DATASET EXTRACT:
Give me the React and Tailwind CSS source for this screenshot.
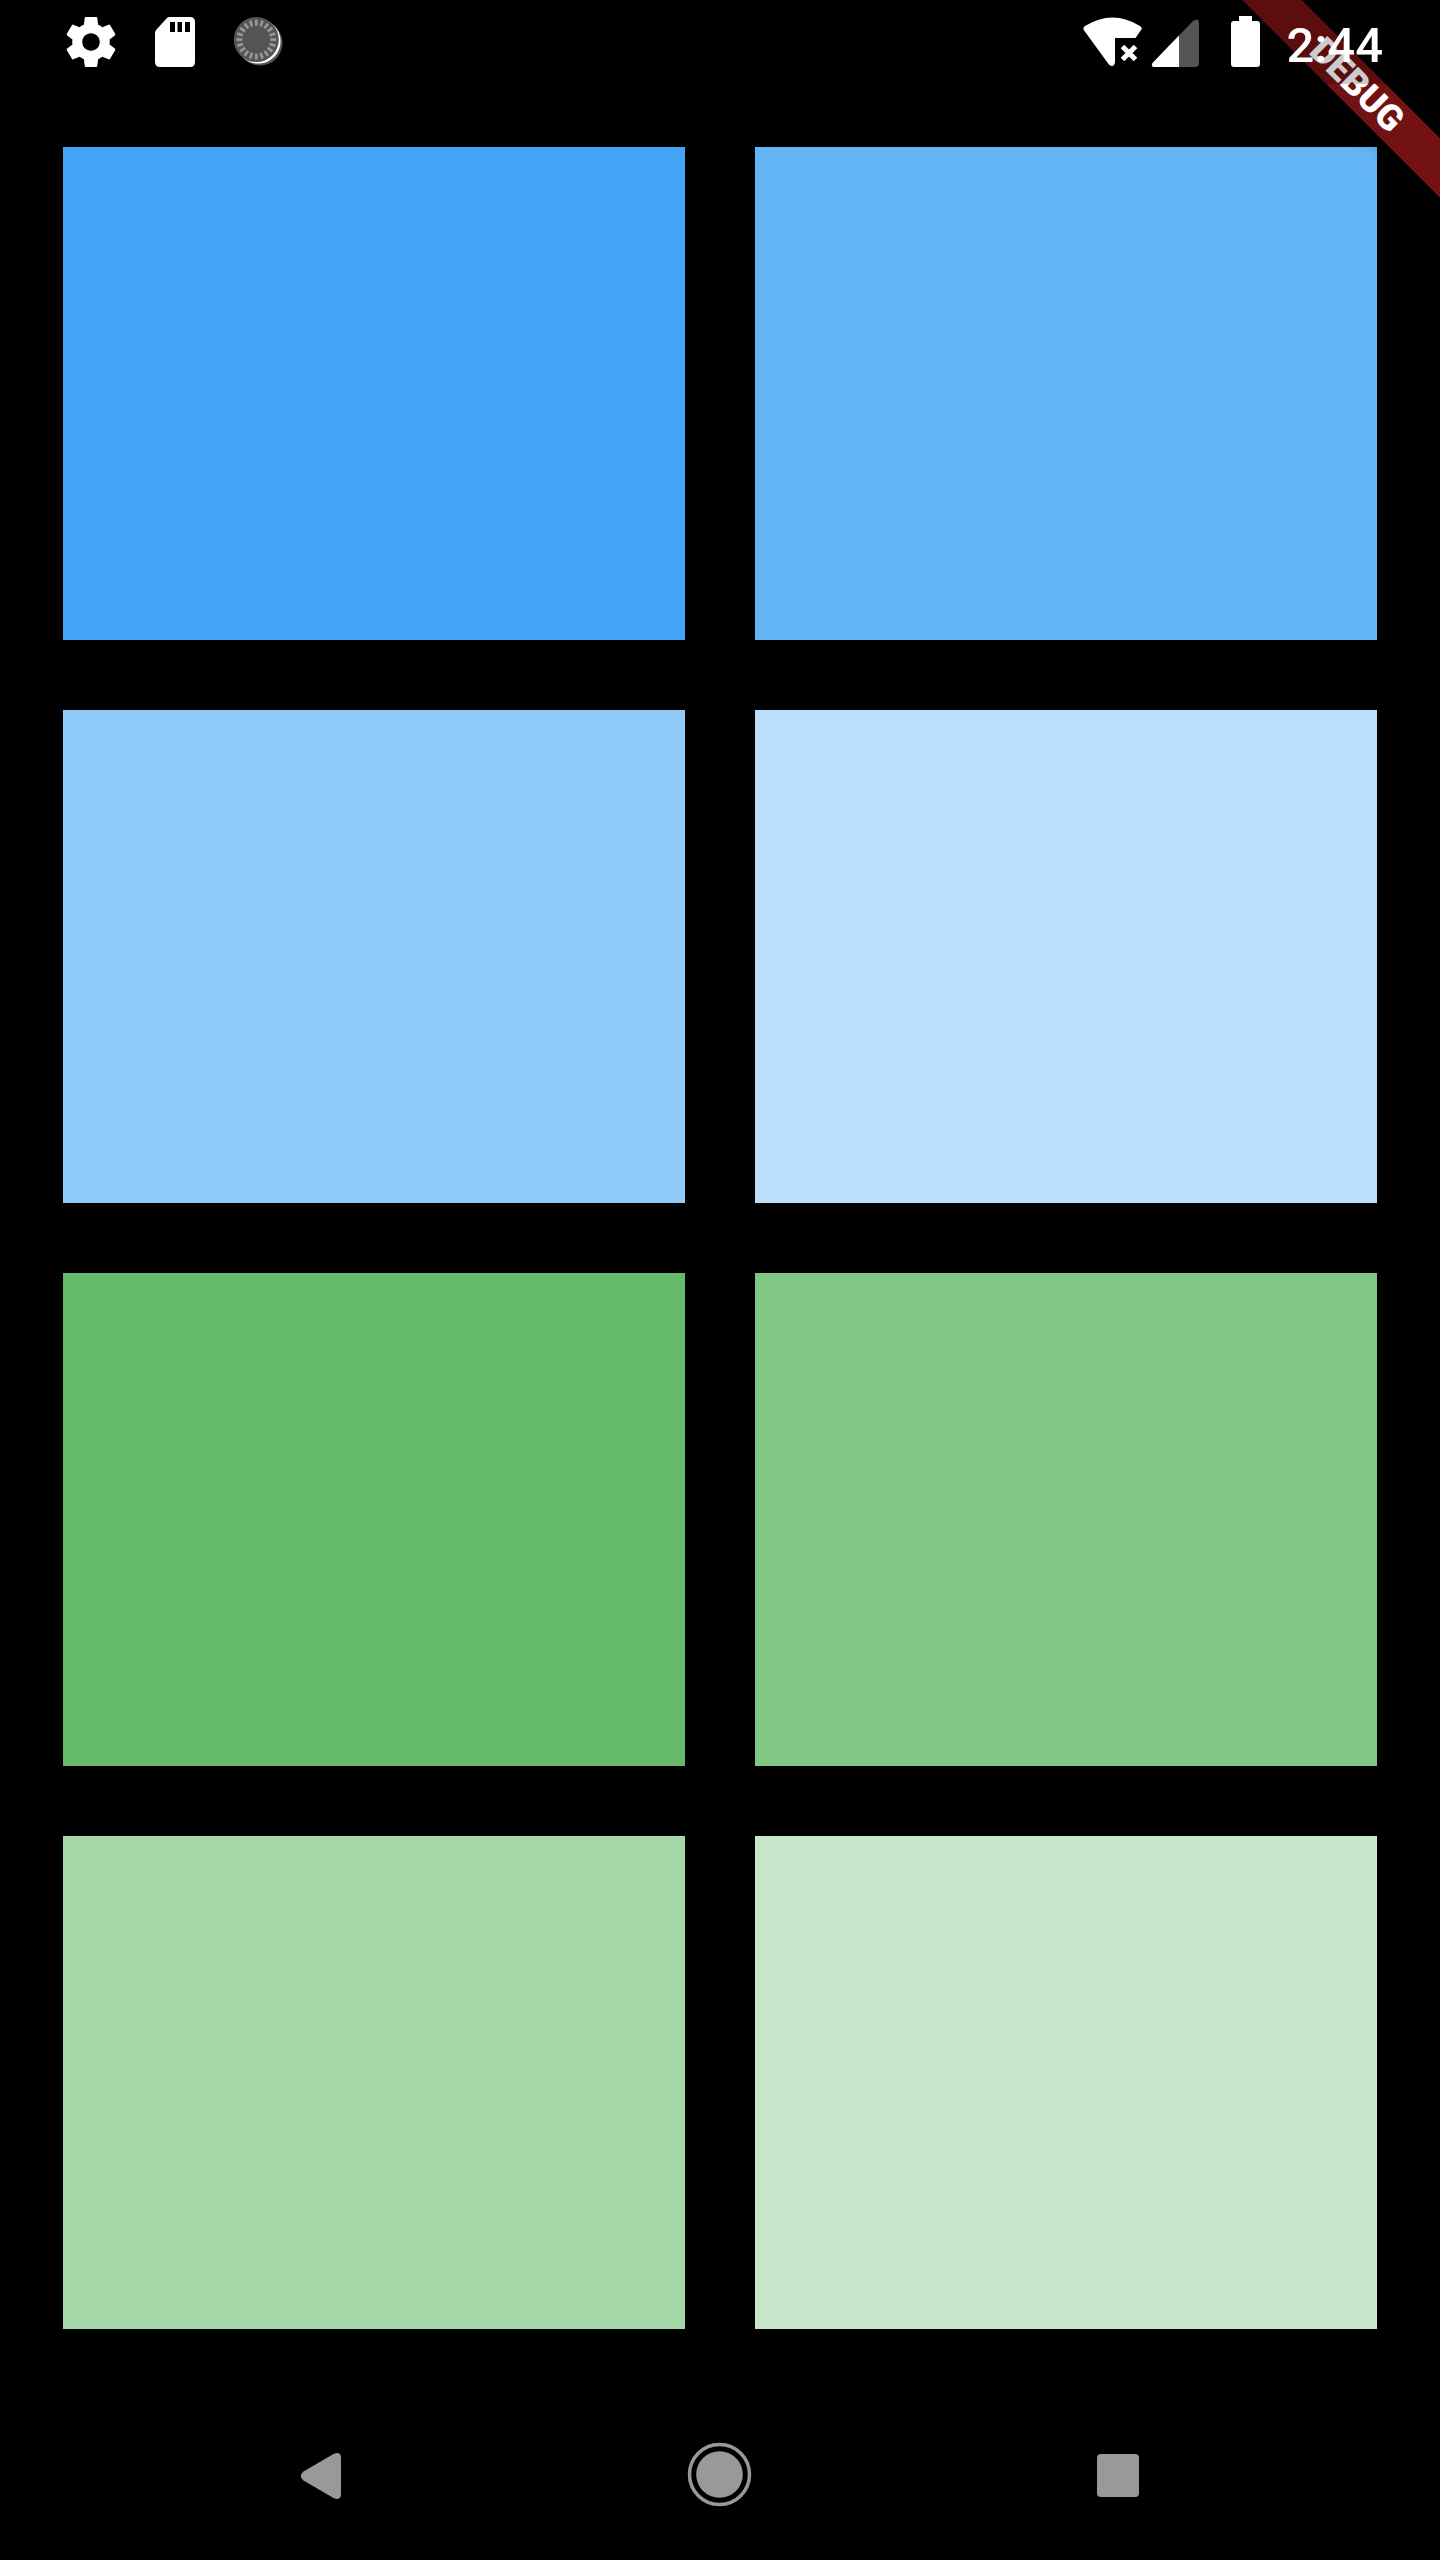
const tiles = [
  "bg-[#42a5f5]", "bg-[#64b5f6]",
  "bg-[#90caf9]", "bg-[#bbdefb]",
  "bg-[#66bb6a]", "bg-[#81c784]",
  "bg-[#a5d6a7]", "bg-[#c8e6c9]",
];

const ticks = Array.from({ length: 20 }, (_, i) => (i * 360) / 20);

function Gear() {
  return (
    <svg width="60" height="60" viewBox="0 0 24 24" fill="#fff" className="shrink-0">
      <path fillRule="evenodd" d="M19.43 12.98c.04-.32.07-.64.07-.98s-.03-.66-.07-.98l2.11-1.65c.19-.15.24-.42.12-.64l-2-3.46c-.12-.22-.39-.3-.61-.22l-2.49 1c-.52-.4-1.08-.73-1.69-.98l-.38-2.65C14.46 2.18 14.25 2 14 2h-4c-.25 0-.46.18-.49.42l-.38 2.65c-.61.25-1.17.59-1.69.98l-2.49-1c-.23-.09-.49 0-.61.22l-2 3.46c-.13.22-.07.49.12.64l2.11 1.65c-.04.32-.07.65-.07.98s.03.66.07.98l-2.11 1.65c-.19.15-.24.42-.12.64l2 3.46c.12.22.39.3.61.22l2.49-1c.52.4 1.08.73 1.69.98l.38 2.65c.03.24.24.42.49.42h4c.25 0 .46-.18.49-.42l.38-2.65c.61-.25 1.17-.59 1.69-.98l2.49 1c.23.09.49 0 .61-.22l2-3.46c.12-.22.07-.49-.12-.64l-2.11-1.65zM12 15.5c-1.93 0-3.5-1.57-3.5-3.5s1.57-3.5 3.5-3.5 3.5 1.57 3.5 3.5-1.57 3.5-3.5 3.5z" />
    </svg>
  );
}

function SdCard() {
  return (
    <svg width="50" height="60" viewBox="150 12 50 60" className="ml-[29px] shrink-0">
      <path fill="#fff" fillRule="evenodd" d="M169 17H190Q195 17 195 22V62Q195 67 190 67H160Q155 67 155 62V33Q155 31 156.5 29.5L167 18Q168 17 169 17ZM170 22V32H175V22ZM177.5 22V32H182V22ZM185 22V32H190V22Z" />
    </svg>
  );
}

function Loader() {
  return (
    <svg width="60" height="60" viewBox="230 12 60 60" className="ml-[30px] shrink-0">
      <circle cx="260" cy="43" r="22.5" fill="#555" />
      <circle cx="258.3" cy="41.3" r="22.3" fill="#fff" />
      <circle cx="256.3" cy="39.6" r="22.5" fill="#555" />
      {ticks.map((a) => (
        <line
          key={a}
          x1="256.3"
          y1="25.6"
          x2="256.3"
          y2="19.6"
          stroke="#999"
          strokeWidth="2.6"
          transform={`rotate(${a} 256.3 39.6)`}
        />
      ))}
    </svg>
  );
}

function Wifi() {
  return (
    <svg width="65" height="60" viewBox="1080 12 65 60" className="shrink-0">
      <path fill="#fff" d="M1085 26Q1112.5 9 1140 26Q1143 28 1141 30L1135.5 38H1115V62Q1114.5 66 1112 66Q1110 66 1108.5 64L1084.5 31Q1082 28 1085 26Z" />
      <path stroke="#fff" strokeWidth="5" d="M1122.5 46.5L1135.5 59.5M1135.5 46.5L1122.5 59.5" />
    </svg>
  );
}

function Signal() {
  const d = "M1153 62.5L1193 21Q1196 18.6 1198 20Q1199 21 1199 23V63Q1199 67 1195 67H1155Q1152 67 1151.8 65Q1151.8 63.7 1153 62.5Z";
  return (
    <svg width="55" height="60" viewBox="1148 12 55 60" className="ml-[3px] shrink-0">
      <defs>
        <clipPath id="signal-level">
          <rect x="1148" y="12" width="31" height="60" />
        </clipPath>
      </defs>
      <path fill="#555" d={d} />
      <path fill="#fff" d={d} clipPath="url(#signal-level)" />
    </svg>
  );
}

function Battery() {
  return (
    <svg width="36" height="60" viewBox="1228 12 36 60" className="ml-[25px] shrink-0">
      <path fill="#fff" d="M1239 16H1252V21H1257Q1260 21 1260 24V64Q1260 67 1257 67H1234Q1231 67 1231 64V24Q1231 21 1234 21H1239Z" />
    </svg>
  );
}

function NavIcons() {
  return (
    <div className="flex h-[168px] mt-[63px] pl-[295px]">
      <svg width="52" height="168" viewBox="295 2392 52 168" className="shrink-0">
        <path fill="#999" d="M303.5 2471.5L333.5 2454Q341 2451 341 2458V2494Q341 2501 333.5 2498L303.5 2480.5Q298 2476 303.5 2471.5Z" />
      </svg>
      <svg width="80" height="168" viewBox="680 2392 80 168" className="ml-[333px] shrink-0">
        <circle cx="719.5" cy="2474.5" r="30" fill="none" stroke="#999" strokeWidth="3.5" />
        <circle cx="719.5" cy="2474.5" r="23.3" fill="#999" />
      </svg>
      <svg width="70" height="168" viewBox="1085 2392 70 168" className="ml-[325px] shrink-0">
        <rect x="1097" y="2454" width="42" height="43" rx="4" fill="#999" />
      </svg>
    </div>
  );
}

export default function App() {
  return (
    <div className="relative w-[1440px] h-[2560px] overflow-hidden bg-black font-['Roboto',sans-serif]">
      <main className="grid grid-cols-[622px_622px] auto-rows-[493px] gap-[70px] pt-[147px] px-[63px]">
        {tiles.map((c) => (
          <div key={c} className={c} />
        ))}
      </main>
      <NavIcons />

      <div className="absolute left-[1176px] top-[63px] w-[360px] h-[42px] rotate-45 flex items-center justify-center pl-[3px] bg-[#b71c1ca0] shadow-[0_0_21px_rgba(0,0,0,0.5)]">
        <span className="text-white text-[36px] leading-[42px] font-black">DEBUG</span>
      </div>

      <header className="absolute inset-x-0 top-0 h-[84px] bg-black/20 flex items-center justify-between pl-[61px] pr-[57px]">
        <div className="flex items-center">
          <Gear />
          <SdCard />
          <Loader />
        </div>
        <div className="flex items-center">
          <Wifi />
          <Signal />
          <Battery />
          <span className="ml-[23px] pt-[6px] text-white text-[49px] leading-[57px] font-medium">2:44</span>
        </div>
      </header>
    </div>
  );
}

WRITTEN TASK: Repeat the lines exactly as they stand, from the opening line of the data through the line with "360) / 20);". Pictures stay out of the copy.

SOLUTION TO THIS EXERCISE:
Give me the React and Tailwind CSS source for this screenshot.
const tiles = [
  "bg-[#42a5f5]", "bg-[#64b5f6]",
  "bg-[#90caf9]", "bg-[#bbdefb]",
  "bg-[#66bb6a]", "bg-[#81c784]",
  "bg-[#a5d6a7]", "bg-[#c8e6c9]",
];

const ticks = Array.from({ length: 20 }, (_, i) => (i * 360) / 20);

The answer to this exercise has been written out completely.